- Exercise: Write out the whole listing again, exactly as given.

- Recorded data:
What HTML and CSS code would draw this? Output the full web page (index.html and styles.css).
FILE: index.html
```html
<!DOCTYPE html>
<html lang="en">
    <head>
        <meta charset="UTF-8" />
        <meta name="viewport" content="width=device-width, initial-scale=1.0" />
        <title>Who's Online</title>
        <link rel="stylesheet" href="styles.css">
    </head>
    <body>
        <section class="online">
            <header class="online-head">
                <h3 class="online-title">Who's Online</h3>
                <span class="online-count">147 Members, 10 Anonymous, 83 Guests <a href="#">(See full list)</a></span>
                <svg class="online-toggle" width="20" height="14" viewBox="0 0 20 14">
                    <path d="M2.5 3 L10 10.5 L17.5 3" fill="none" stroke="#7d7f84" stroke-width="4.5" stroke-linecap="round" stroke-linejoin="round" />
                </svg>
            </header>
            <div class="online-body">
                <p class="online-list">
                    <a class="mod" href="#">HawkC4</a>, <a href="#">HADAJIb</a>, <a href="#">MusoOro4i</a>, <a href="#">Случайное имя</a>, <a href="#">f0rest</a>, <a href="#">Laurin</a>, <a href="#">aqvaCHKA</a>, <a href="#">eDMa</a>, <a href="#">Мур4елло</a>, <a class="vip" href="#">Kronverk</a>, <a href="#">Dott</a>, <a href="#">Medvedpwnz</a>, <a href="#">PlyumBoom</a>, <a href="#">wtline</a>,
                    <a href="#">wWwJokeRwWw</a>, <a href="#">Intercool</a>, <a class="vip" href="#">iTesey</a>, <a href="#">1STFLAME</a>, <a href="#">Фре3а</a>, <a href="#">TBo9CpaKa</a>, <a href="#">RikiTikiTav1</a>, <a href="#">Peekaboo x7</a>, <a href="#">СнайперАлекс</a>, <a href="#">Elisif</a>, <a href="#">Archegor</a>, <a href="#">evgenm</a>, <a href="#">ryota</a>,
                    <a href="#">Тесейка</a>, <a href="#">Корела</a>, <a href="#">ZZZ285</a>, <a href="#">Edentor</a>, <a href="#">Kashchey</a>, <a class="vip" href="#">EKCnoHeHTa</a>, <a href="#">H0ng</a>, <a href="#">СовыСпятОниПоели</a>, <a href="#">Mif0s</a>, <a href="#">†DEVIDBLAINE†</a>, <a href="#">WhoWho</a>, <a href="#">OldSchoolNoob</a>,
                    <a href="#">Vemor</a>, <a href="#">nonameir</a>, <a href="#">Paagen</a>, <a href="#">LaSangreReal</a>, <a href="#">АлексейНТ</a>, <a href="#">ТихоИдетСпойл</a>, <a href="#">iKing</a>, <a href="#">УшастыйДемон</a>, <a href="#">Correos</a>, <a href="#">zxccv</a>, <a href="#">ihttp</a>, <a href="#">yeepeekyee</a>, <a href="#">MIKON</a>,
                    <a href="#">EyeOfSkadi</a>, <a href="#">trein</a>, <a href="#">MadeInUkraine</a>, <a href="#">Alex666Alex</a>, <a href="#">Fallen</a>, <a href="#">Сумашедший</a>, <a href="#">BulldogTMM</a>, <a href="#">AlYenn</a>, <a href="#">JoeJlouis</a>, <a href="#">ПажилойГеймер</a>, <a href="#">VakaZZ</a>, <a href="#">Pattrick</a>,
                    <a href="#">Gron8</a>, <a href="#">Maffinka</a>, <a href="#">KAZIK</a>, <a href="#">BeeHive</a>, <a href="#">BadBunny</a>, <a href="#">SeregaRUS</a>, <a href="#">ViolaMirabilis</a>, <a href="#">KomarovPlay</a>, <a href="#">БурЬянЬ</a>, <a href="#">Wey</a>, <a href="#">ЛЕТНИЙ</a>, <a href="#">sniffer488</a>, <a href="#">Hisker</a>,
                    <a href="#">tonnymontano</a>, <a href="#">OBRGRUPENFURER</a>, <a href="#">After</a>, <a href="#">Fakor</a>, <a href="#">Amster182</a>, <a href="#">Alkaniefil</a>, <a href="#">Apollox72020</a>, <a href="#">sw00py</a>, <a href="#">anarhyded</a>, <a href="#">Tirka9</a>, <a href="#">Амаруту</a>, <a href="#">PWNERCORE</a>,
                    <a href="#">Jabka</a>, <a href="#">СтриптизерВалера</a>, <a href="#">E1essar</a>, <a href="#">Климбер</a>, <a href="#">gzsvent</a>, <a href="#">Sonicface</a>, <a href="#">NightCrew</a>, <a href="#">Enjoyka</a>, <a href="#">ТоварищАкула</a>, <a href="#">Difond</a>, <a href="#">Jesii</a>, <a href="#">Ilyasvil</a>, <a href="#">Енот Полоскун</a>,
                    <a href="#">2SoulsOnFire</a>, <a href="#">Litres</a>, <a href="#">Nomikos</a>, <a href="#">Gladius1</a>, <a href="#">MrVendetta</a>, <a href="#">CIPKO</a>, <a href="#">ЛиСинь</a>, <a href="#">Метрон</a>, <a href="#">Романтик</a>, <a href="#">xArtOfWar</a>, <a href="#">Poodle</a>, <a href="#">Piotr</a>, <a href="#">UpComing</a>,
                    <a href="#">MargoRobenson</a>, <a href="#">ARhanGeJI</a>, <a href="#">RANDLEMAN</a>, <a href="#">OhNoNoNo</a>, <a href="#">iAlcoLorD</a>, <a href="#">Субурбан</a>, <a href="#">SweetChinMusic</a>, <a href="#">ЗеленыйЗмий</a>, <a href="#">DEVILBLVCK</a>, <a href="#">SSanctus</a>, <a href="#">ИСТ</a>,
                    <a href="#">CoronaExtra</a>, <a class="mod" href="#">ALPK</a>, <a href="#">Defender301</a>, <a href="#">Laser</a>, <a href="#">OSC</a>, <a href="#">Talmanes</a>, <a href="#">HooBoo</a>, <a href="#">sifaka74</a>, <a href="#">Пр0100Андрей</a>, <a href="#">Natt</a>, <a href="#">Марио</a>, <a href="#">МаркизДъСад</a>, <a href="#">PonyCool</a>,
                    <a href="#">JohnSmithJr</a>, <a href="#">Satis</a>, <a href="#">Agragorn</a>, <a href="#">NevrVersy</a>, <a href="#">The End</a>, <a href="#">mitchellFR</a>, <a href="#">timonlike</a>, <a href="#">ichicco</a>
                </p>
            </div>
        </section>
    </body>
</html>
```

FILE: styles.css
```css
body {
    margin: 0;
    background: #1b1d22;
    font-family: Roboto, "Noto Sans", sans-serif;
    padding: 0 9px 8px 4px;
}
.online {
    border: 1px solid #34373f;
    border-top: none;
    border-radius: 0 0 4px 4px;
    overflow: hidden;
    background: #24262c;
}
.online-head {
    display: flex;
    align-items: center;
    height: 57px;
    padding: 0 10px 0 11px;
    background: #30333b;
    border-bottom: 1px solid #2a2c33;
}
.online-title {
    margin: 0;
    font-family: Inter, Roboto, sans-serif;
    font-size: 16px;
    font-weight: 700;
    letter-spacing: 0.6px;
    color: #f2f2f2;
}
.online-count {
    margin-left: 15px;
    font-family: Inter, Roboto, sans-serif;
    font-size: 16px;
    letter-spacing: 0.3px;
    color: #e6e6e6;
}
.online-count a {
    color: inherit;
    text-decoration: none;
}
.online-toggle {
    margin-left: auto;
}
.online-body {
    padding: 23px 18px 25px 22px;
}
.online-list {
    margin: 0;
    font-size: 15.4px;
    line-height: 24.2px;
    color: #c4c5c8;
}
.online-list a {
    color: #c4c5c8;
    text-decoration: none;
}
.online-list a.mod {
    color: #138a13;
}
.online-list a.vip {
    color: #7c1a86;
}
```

- Result for this task:
What HTML and CSS code would draw this? Output the full web page (index.html and styles.css).
FILE: index.html
```html
<!DOCTYPE html>
<html lang="en">
    <head>
        <meta charset="UTF-8" />
        <meta name="viewport" content="width=device-width, initial-scale=1.0" />
        <title>Who's Online</title>
        <link rel="stylesheet" href="styles.css">
    </head>
    <body>
        <section class="online">
            <header class="online-head">
                <h3 class="online-title">Who's Online</h3>
                <span class="online-count">147 Members, 10 Anonymous, 83 Guests <a href="#">(See full list)</a></span>
                <svg class="online-toggle" width="20" height="14" viewBox="0 0 20 14">
                    <path d="M2.5 3 L10 10.5 L17.5 3" fill="none" stroke="#7d7f84" stroke-width="4.5" stroke-linecap="round" stroke-linejoin="round" />
                </svg>
            </header>
            <div class="online-body">
                <p class="online-list">
                    <a class="mod" href="#">HawkC4</a>, <a href="#">HADAJIb</a>, <a href="#">MusoOro4i</a>, <a href="#">Случайное имя</a>, <a href="#">f0rest</a>, <a href="#">Laurin</a>, <a href="#">aqvaCHKA</a>, <a href="#">eDMa</a>, <a href="#">Мур4елло</a>, <a class="vip" href="#">Kronverk</a>, <a href="#">Dott</a>, <a href="#">Medvedpwnz</a>, <a href="#">PlyumBoom</a>, <a href="#">wtline</a>,
                    <a href="#">wWwJokeRwWw</a>, <a href="#">Intercool</a>, <a class="vip" href="#">iTesey</a>, <a href="#">1STFLAME</a>, <a href="#">Фре3а</a>, <a href="#">TBo9CpaKa</a>, <a href="#">RikiTikiTav1</a>, <a href="#">Peekaboo x7</a>, <a href="#">СнайперАлекс</a>, <a href="#">Elisif</a>, <a href="#">Archegor</a>, <a href="#">evgenm</a>, <a href="#">ryota</a>,
                    <a href="#">Тесейка</a>, <a href="#">Корела</a>, <a href="#">ZZZ285</a>, <a href="#">Edentor</a>, <a href="#">Kashchey</a>, <a class="vip" href="#">EKCnoHeHTa</a>, <a href="#">H0ng</a>, <a href="#">СовыСпятОниПоели</a>, <a href="#">Mif0s</a>, <a href="#">†DEVIDBLAINE†</a>, <a href="#">WhoWho</a>, <a href="#">OldSchoolNoob</a>,
                    <a href="#">Vemor</a>, <a href="#">nonameir</a>, <a href="#">Paagen</a>, <a href="#">LaSangreReal</a>, <a href="#">АлексейНТ</a>, <a href="#">ТихоИдетСпойл</a>, <a href="#">iKing</a>, <a href="#">УшастыйДемон</a>, <a href="#">Correos</a>, <a href="#">zxccv</a>, <a href="#">ihttp</a>, <a href="#">yeepeekyee</a>, <a href="#">MIKON</a>,
                    <a href="#">EyeOfSkadi</a>, <a href="#">trein</a>, <a href="#">MadeInUkraine</a>, <a href="#">Alex666Alex</a>, <a href="#">Fallen</a>, <a href="#">Сумашедший</a>, <a href="#">BulldogTMM</a>, <a href="#">AlYenn</a>, <a href="#">JoeJlouis</a>, <a href="#">ПажилойГеймер</a>, <a href="#">VakaZZ</a>, <a href="#">Pattrick</a>,
                    <a href="#">Gron8</a>, <a href="#">Maffinka</a>, <a href="#">KAZIK</a>, <a href="#">BeeHive</a>, <a href="#">BadBunny</a>, <a href="#">SeregaRUS</a>, <a href="#">ViolaMirabilis</a>, <a href="#">KomarovPlay</a>, <a href="#">БурЬянЬ</a>, <a href="#">Wey</a>, <a href="#">ЛЕТНИЙ</a>, <a href="#">sniffer488</a>, <a href="#">Hisker</a>,
                    <a href="#">tonnymontano</a>, <a href="#">OBRGRUPENFURER</a>, <a href="#">After</a>, <a href="#">Fakor</a>, <a href="#">Amster182</a>, <a href="#">Alkaniefil</a>, <a href="#">Apollox72020</a>, <a href="#">sw00py</a>, <a href="#">anarhyded</a>, <a href="#">Tirka9</a>, <a href="#">Амаруту</a>, <a href="#">PWNERCORE</a>,
                    <a href="#">Jabka</a>, <a href="#">СтриптизерВалера</a>, <a href="#">E1essar</a>, <a href="#">Климбер</a>, <a href="#">gzsvent</a>, <a href="#">Sonicface</a>, <a href="#">NightCrew</a>, <a href="#">Enjoyka</a>, <a href="#">ТоварищАкула</a>, <a href="#">Difond</a>, <a href="#">Jesii</a>, <a href="#">Ilyasvil</a>, <a href="#">Енот Полоскун</a>,
                    <a href="#">2SoulsOnFire</a>, <a href="#">Litres</a>, <a href="#">Nomikos</a>, <a href="#">Gladius1</a>, <a href="#">MrVendetta</a>, <a href="#">CIPKO</a>, <a href="#">ЛиСинь</a>, <a href="#">Метрон</a>, <a href="#">Романтик</a>, <a href="#">xArtOfWar</a>, <a href="#">Poodle</a>, <a href="#">Piotr</a>, <a href="#">UpComing</a>,
                    <a href="#">MargoRobenson</a>, <a href="#">ARhanGeJI</a>, <a href="#">RANDLEMAN</a>, <a href="#">OhNoNoNo</a>, <a href="#">iAlcoLorD</a>, <a href="#">Субурбан</a>, <a href="#">SweetChinMusic</a>, <a href="#">ЗеленыйЗмий</a>, <a href="#">DEVILBLVCK</a>, <a href="#">SSanctus</a>, <a href="#">ИСТ</a>,
                    <a href="#">CoronaExtra</a>, <a class="mod" href="#">ALPK</a>, <a href="#">Defender301</a>, <a href="#">Laser</a>, <a href="#">OSC</a>, <a href="#">Talmanes</a>, <a href="#">HooBoo</a>, <a href="#">sifaka74</a>, <a href="#">Пр0100Андрей</a>, <a href="#">Natt</a>, <a href="#">Марио</a>, <a href="#">МаркизДъСад</a>, <a href="#">PonyCool</a>,
                    <a href="#">JohnSmithJr</a>, <a href="#">Satis</a>, <a href="#">Agragorn</a>, <a href="#">NevrVersy</a>, <a href="#">The End</a>, <a href="#">mitchellFR</a>, <a href="#">timonlike</a>, <a href="#">ichicco</a>
                </p>
            </div>
        </section>
    </body>
</html>
```

FILE: styles.css
```css
body {
    margin: 0;
    background: #1b1d22;
    font-family: Roboto, "Noto Sans", sans-serif;
    padding: 0 9px 8px 4px;
}
.online {
    border: 1px solid #34373f;
    border-top: none;
    border-radius: 0 0 4px 4px;
    overflow: hidden;
    background: #24262c;
}
.online-head {
    display: flex;
    align-items: center;
    height: 57px;
    padding: 0 10px 0 11px;
    background: #30333b;
    border-bottom: 1px solid #2a2c33;
}
.online-title {
    margin: 0;
    font-family: Inter, Roboto, sans-serif;
    font-size: 16px;
    font-weight: 700;
    letter-spacing: 0.6px;
    color: #f2f2f2;
}
.online-count {
    margin-left: 15px;
    font-family: Inter, Roboto, sans-serif;
    font-size: 16px;
    letter-spacing: 0.3px;
    color: #e6e6e6;
}
.online-count a {
    color: inherit;
    text-decoration: none;
}
.online-toggle {
    margin-left: auto;
}
.online-body {
    padding: 23px 18px 25px 22px;
}
.online-list {
    margin: 0;
    font-size: 15.4px;
    line-height: 24.2px;
    color: #c4c5c8;
}
.online-list a {
    color: #c4c5c8;
    text-decoration: none;
}
.online-list a.mod {
    color: #138a13;
}
.online-list a.vip {
    color: #7c1a86;
}
```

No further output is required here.